Brian Riedl of the Heritage Foundation has a good Backgrounder on why government spending is no economic stimulus, including answering some of the points that neo-Keynesians make. (Click here for PDF version).
My favorite rhetorical flourish:
The economic models that assert that every $1 of deficit spending grows the economy by $1.50 cannot explain why $1.4 trillion in deficit spending did not create a $2.1 trillion explosion of new economic activity.
Why is this so wrong?
Congress cannot create new purchasing power out of thin air. If it funds new spending with taxes, it is simply redistributing existing purchasing power (while decreasing incentives to produce income and output). If Congress instead borrows the money from domestic investors, those investors will have that much less to invest or to spend in the private economy. If they borrow the money from foreigners, the balance of payments will adjust by equally raising net imports, leaving total demand and output unchanged. Every dollar Congress spends must first come from somewhere else. ..
In fact, large stimulus bills often reduce long-term productivity by transferring resources from the more productive private sector to the less productive government. The government rarely receives good value for the dollars it spends. However, stimulus bills provide politicians with the political justification to grant tax dollars to favored constituencies. By increasing the budget deficit, large stimulus bills eventually contribute to higher interest rates while dropping even more debt on future generations.

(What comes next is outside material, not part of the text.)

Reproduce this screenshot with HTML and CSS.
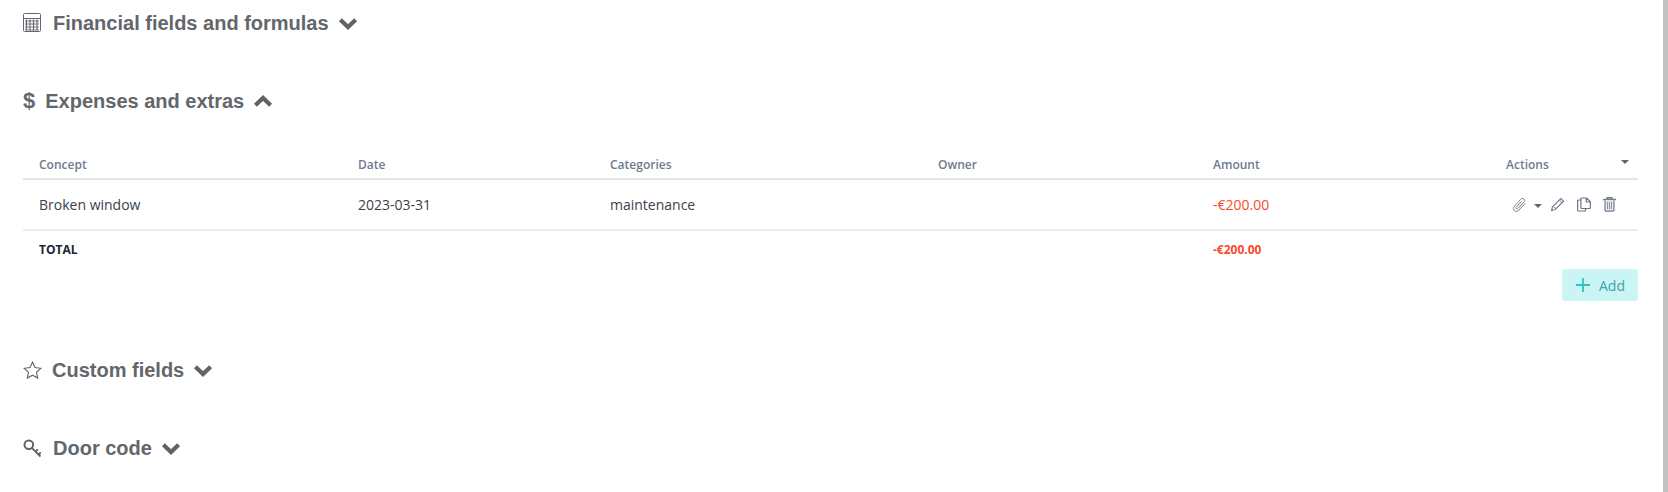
FILE: index.html
```html
<!DOCTYPE html>
<html lang="en">
<head>
<meta charset="UTF-8">
<title>Expenses and extras</title>
<link rel="stylesheet" href="styles.css">
</head>
<body>

<div class="page">
  <section class="section section-financial">
    <h2 class="section-title">
      <svg class="title-icon" width="19" height="20" viewBox="0 0 19 20">
        <rect x="0.500" y="0.500" width="17" height="18" rx="1" fill="none" stroke="#666a70"/>
        <path d="M0.500 5.500h17" stroke="#666a70" fill="none"/>
        <path d="M2 8h14M2 11h14M2 14h14M2 17h14" stroke="#7d8186" stroke-width="1" fill="none"/>
        <path d="M3.500 6.500v11M7 6.500v11M10.500 6.500v11M14 6.500v11" stroke="#666a70" stroke-width="1.200" fill="none"/>
      </svg>
      <span>Financial fields and formulas</span>
      <svg class="chevron" width="20" height="13" viewBox="0 0 20 13"><path d="M2.400 2.800L10 10l7.600-7.200" fill="none" stroke="#5f6368" stroke-width="4.200"/></svg>
    </h2>
  </section>

  <section class="section section-expenses">
    <h2 class="section-title">
      <span class="dollar">$</span>
      <span>Expenses and extras</span>
      <svg class="chevron" width="20" height="13" viewBox="0 0 20 13"><path d="M2.400 10.200L10 3l7.600 7.200" fill="none" stroke="#5f6368" stroke-width="4.200"/></svg>
    </h2>

    <table class="expenses">
      <colgroup>
        <col class="col-concept"><col class="col-date"><col class="col-categories">
        <col class="col-owner"><col class="col-amount"><col class="col-actions">
      </colgroup>
      <thead>
        <tr>
          <th>Concept</th>
          <th>Date</th>
          <th>Categories</th>
          <th>Owner</th>
          <th>Amount</th>
          <th class="th-actions">Actions<span class="caret caret-head"></span></th>
        </tr>
      </thead>
      <tbody>
        <tr>
          <td>Broken window</td>
          <td>2023-03-31</td>
          <td>maintenance</td>
          <td></td>
          <td class="negative">-€200.00</td>
          <td>
            <div class="actions">
              <svg width="15" height="16" viewBox="0 0 15 16"><path d="M13 6.500L6.800 13.200C5.500 14.600 3.500 14.800 2.300 13.700C1 12.500 1.100 10.600 2.400 9.200L8.800 2.300C9.700 1.300 11.100 1.100 12 2C12.900 2.800 12.800 4.200 11.900 5.100L6 11.400C5.500 12 4.700 12.100 4.300 11.700C3.800 11.200 3.900 10.500 4.500 9.900L9.500 4.500" fill="none" stroke="#757d8f" stroke-width="1"/></svg>
              <span class="caret caret-row"></span>
              <svg class="icon-pencil" width="15" height="15" viewBox="0 0 15 15"><path d="M10.800 1.500l2.700 2.700-8.300 8.300-3.600 1 .9-3.700z" fill="none" stroke="#757d8f" stroke-width="1.200"/><path d="M2.600 12.400l-.9 1.300 1.300-.4z" fill="#757d8f"/><path d="M4 9.800l2.200 2.200M9.300 3l2.700 2.700" stroke="#757d8f" fill="none"/></svg>
              <svg class="icon-copy" width="14" height="15" viewBox="0 0 14 15"><path d="M4 3H1.600a1 1 0 0 0-1 1v9a1 1 0 0 0 1 1h6a1 1 0 0 0 1-1v-1.500" fill="none" stroke="#6b7387" stroke-width="1.200"/><path d="M4.600 1h5l3.800 3.800v6a.7.7 0 0 1-.7.7H4.600a.7.7 0 0 1-.7-.7V1.700a.7.7 0 0 1 .7-.7zM9.300 1v4h4" fill="none" stroke="#6b7387" stroke-width="1.200"/></svg>
              <svg class="icon-trash" width="13" height="15" viewBox="0 0 13 15"><path d="M0 2.500h13M4 2V.8h5V2" fill="none" stroke="#757d8f" stroke-width="1.400"/><path d="M2 3.500v9.700a1 1 0 0 0 1 1h7a1 1 0 0 0 1-1V3.500" fill="#e3e5ea" stroke="#757d8f" stroke-width="1.200"/><path d="M4.500 5v7M6.500 5v7M8.500 5v7" stroke="#8f96a6" fill="none"/></svg>
            </div>
          </td>
        </tr>
      </tbody>
      <tfoot>
        <tr>
          <td>TOTAL</td>
          <td></td>
          <td></td>
          <td></td>
          <td class="negative">-€200.00</td>
          <td></td>
        </tr>
      </tfoot>
    </table>

    <div class="table-footer">
      <button class="btn-add">
        <svg width="14" height="14" viewBox="0 0 14 14"><path d="M7 0v14M0 7h14" stroke="#2cc4c4" stroke-width="1.800" fill="none"/></svg>
        <span>Add</span>
      </button>
    </div>
  </section>

  <section class="section section-custom">
    <h2 class="section-title">
      <svg class="title-icon icon-star" width="19" height="18" viewBox="0 0 19 18"><path d="M9.500 1.200l2.500 5.400 5.800.7-4.300 4 1.200 5.800-5.200-2.900-5.200 2.900 1.200-5.800-4.300-4 5.800-.7z" fill="none" stroke="#5f6368" stroke-width="1.100"/></svg>
      <span>Custom fields</span>
      <svg class="chevron" width="20" height="13" viewBox="0 0 20 13"><path d="M2.400 2.800L10 10l7.600-7.200" fill="none" stroke="#5f6368" stroke-width="4.200"/></svg>
    </h2>
  </section>

  <section class="section section-door">
    <h2 class="section-title">
      <svg class="title-icon" width="19" height="19" viewBox="0 0 19 19"><circle cx="5.800" cy="5.800" r="4.300" fill="none" stroke="#5f6368" stroke-width="2"/><path d="M8.800 8.800l8.700 8.700M12.500 12.500l2.400-2.200M15.500 15.500l2.300-2" fill="none" stroke="#5f6368" stroke-width="1.800"/></svg>
      <span>Door code</span>
      <svg class="chevron" width="20" height="13" viewBox="0 0 20 13"><path d="M2.400 2.800L10 10l7.600-7.200" fill="none" stroke="#5f6368" stroke-width="4.200"/></svg>
    </h2>
  </section>
</div>

<div class="scrollbar"></div>

</body>
</html>
```

FILE: styles.css
```css
html, body {
  margin: 0;
  padding: 0;
  height: 100%;
  overflow: hidden;
  background: #fff;
  font-family: 'Open Sans', sans-serif;
}

.page {
  padding: 0 30px 0 23px;
}

.section-title {
  margin: 0;
  display: flex;
  align-items: center;
  height: 24px;
  font-family: 'Liberation Sans', Arial, sans-serif;
  font-size: 20px;
  font-weight: bold;
  color: #63666b;
}

.section-financial { padding-top: 11px; }
.section-expenses { padding-top: 54px; }
.section-custom { padding-top: 57px; }
.section-door { padding-top: 54px; }

.title-icon { flex: none; margin-right: 11px; }
.icon-star { margin-right: 10px; }
.chevron { flex: none; margin-left: 9px; }

.dollar {
  font-family: 'Liberation Sans', Arial, sans-serif;
  font-weight: bold;
  font-size: 22px;
  margin-right: 10px;
}

.expenses {
  width: 100%;
  margin-top: 38px;
  border-collapse: collapse;
  table-layout: fixed;
}

.col-concept { width: 319px; }
.col-date { width: 252px; }
.col-categories { width: 328px; }
.col-owner { width: 275px; }
.col-amount { width: 293px; }

.expenses th, .expenses td {
  padding: 0 0 0 16px;
  text-align: left;
  white-space: nowrap;
}

.expenses th {
  height: 27px;
  font-size: 12px;
  font-weight: 600;
  color: #707a8f;
  border-bottom: 2px solid #e4e4ea;
}

.th-actions { position: relative; }

.expenses tbody td {
  height: 49px;
  font-size: 14px;
  color: #3a3f4b;
  border-bottom: 2px solid #ecebf6;
}

.expenses tfoot td {
  height: 37px;
  font-size: 12px;
  font-weight: 700;
  color: #20242e;
}

.expenses td.negative {
  color: #fa4a2c;
}

.caret {
  display: inline-block;
  border-left: 4px solid transparent;
  border-right: 4px solid transparent;
  border-top: 4px solid #5d6478;
}

.caret-head {
  position: absolute;
  right: 9px;
  top: 9px;
}

.actions {
  display: flex;
  align-items: center;
  margin-left: 6px;
}

.caret-row { margin: 2px 0 0 7px; }
.icon-pencil { margin-left: 8px; }
.icon-copy { margin-left: 12px; }
.icon-trash { margin-left: 12px; }

.table-footer {
  display: flex;
  justify-content: flex-end;
}

.btn-add {
  display: flex;
  align-items: center;
  gap: 9px;
  width: 76px;
  height: 32px;
  padding: 0 0 0 14px;
  margin-top: 1px;
  border: 0;
  border-radius: 3px;
  background: #cbf5f5;
  font-family: 'Open Sans', sans-serif;
  font-size: 14px;
  color: #3ba3a8;
}

.scrollbar {
  position: fixed;
  top: 0;
  right: 0;
  bottom: 0;
  width: 5px;
  background: #c1c1c1;
}
```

Riedl further addresses some of the myths of a stimulus. For instance, the idea that individuals “save” instead of spending money, therefore government spending will grow the economy (Riedl: “But savings do not drop out of the economy. Nearly all people put their savings in: (1) banks, which quickly lend the money to others to spend; (2) investments in stocks and bonds; or (3) personal debt reduction.” And Riedl notes the important concept of the “seen and unseen” – i.e. we see what government monies buys, but not what the money would otherwise have gone towards.